What do photos of naked men, poetry and diabetes have to do with each other? Women. Smart women who’ve figured out a fantastic way to raise money for JDRF. I would so much rather spend money on a naked calendar filled with beautiful poetry than a tee-shirt, car wash or bake sale.
The brain child of Victoria Bennett whose son, Django was recently diagnosed with type 1 diabetes at the age of 2. Bennett created a calendar, and exhibition, bringing together 13 female photographers, 14 female poets and 14 male poets for Wild Women Press.
Here is a sampling of the poetry to tempt you:
Yesterday, in Edward’s Lane, in Worcestershire, a green lane slunk across by Bow Brook in flood; despite being the swansong of an English summer, it was a puzzle to find a way across or, in the hedgerows, gain a path aground, or through, or over that slow ford. It seemed as if the small world had come to a close.
Your mum writes a poetry about the boy she adores:
Django loves to run, full speed! When he feels himself going high he gets up and exercises around the sofa at breakneck speed, or around the garden, or down the hills, or bounces repeatedly on the bed coming up with “new groovy jumps”, the pump a part of his body.

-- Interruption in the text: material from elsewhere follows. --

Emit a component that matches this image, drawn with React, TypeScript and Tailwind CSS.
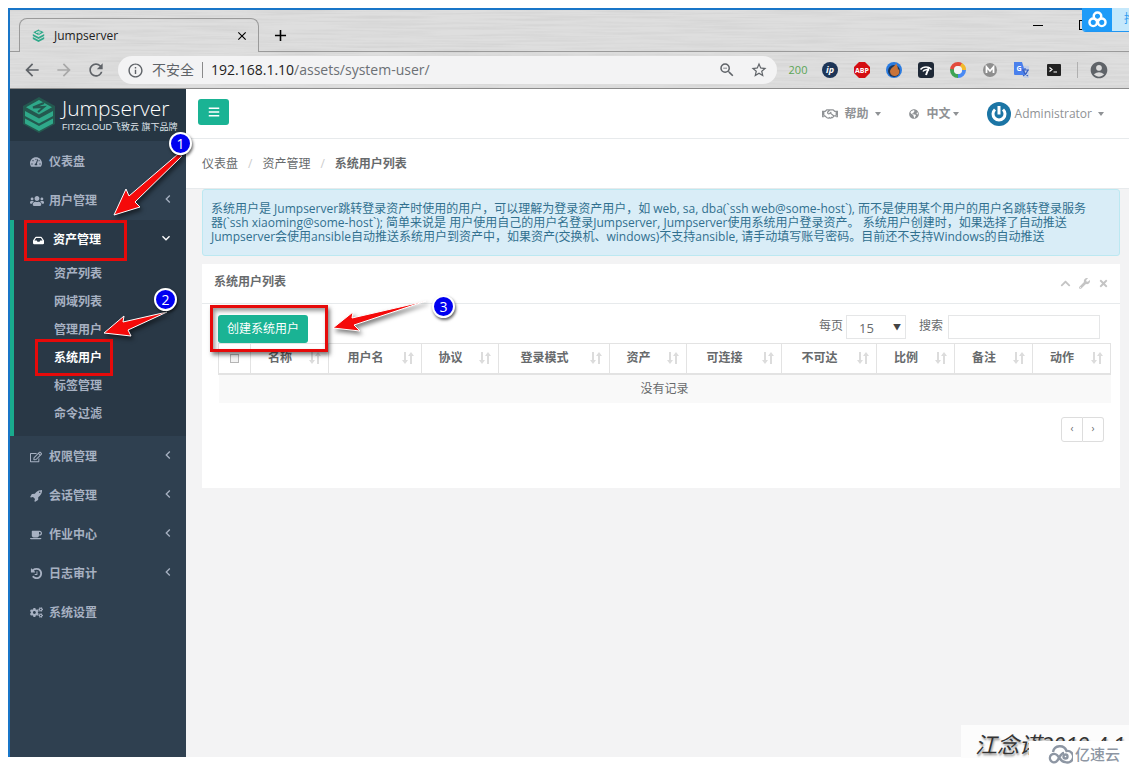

It gets better – although it might not get ‘better’ – yet nothing is barred. No thing: God’s speed and birdsong and tramping the Australian bush; waterfalls climbed at dawn solo with a mad sugar rush; rain-forests rent by the laughter
of Kookaburras; tree-canopies cackling with Crimson Rosellas. I flew home with my mind lit by the fling of Lorikeets, puffed Parrots, curled Koalas, by the flit and flirt of Honeyeaters. This was only in the last two weeks. This was with Type 1 Diabetes.
Just as a boy or man might find a place to stand and fend and move and care to carry on, so this is a poem that walks between us because we know there is no pose in not knowing the knowledge in us, no naked posture we can strike without showing needle-marks or blood-test sites. Injections greet the dawns and dusks. But so does birdsong.
Django, I have never felt less afraid. Of life.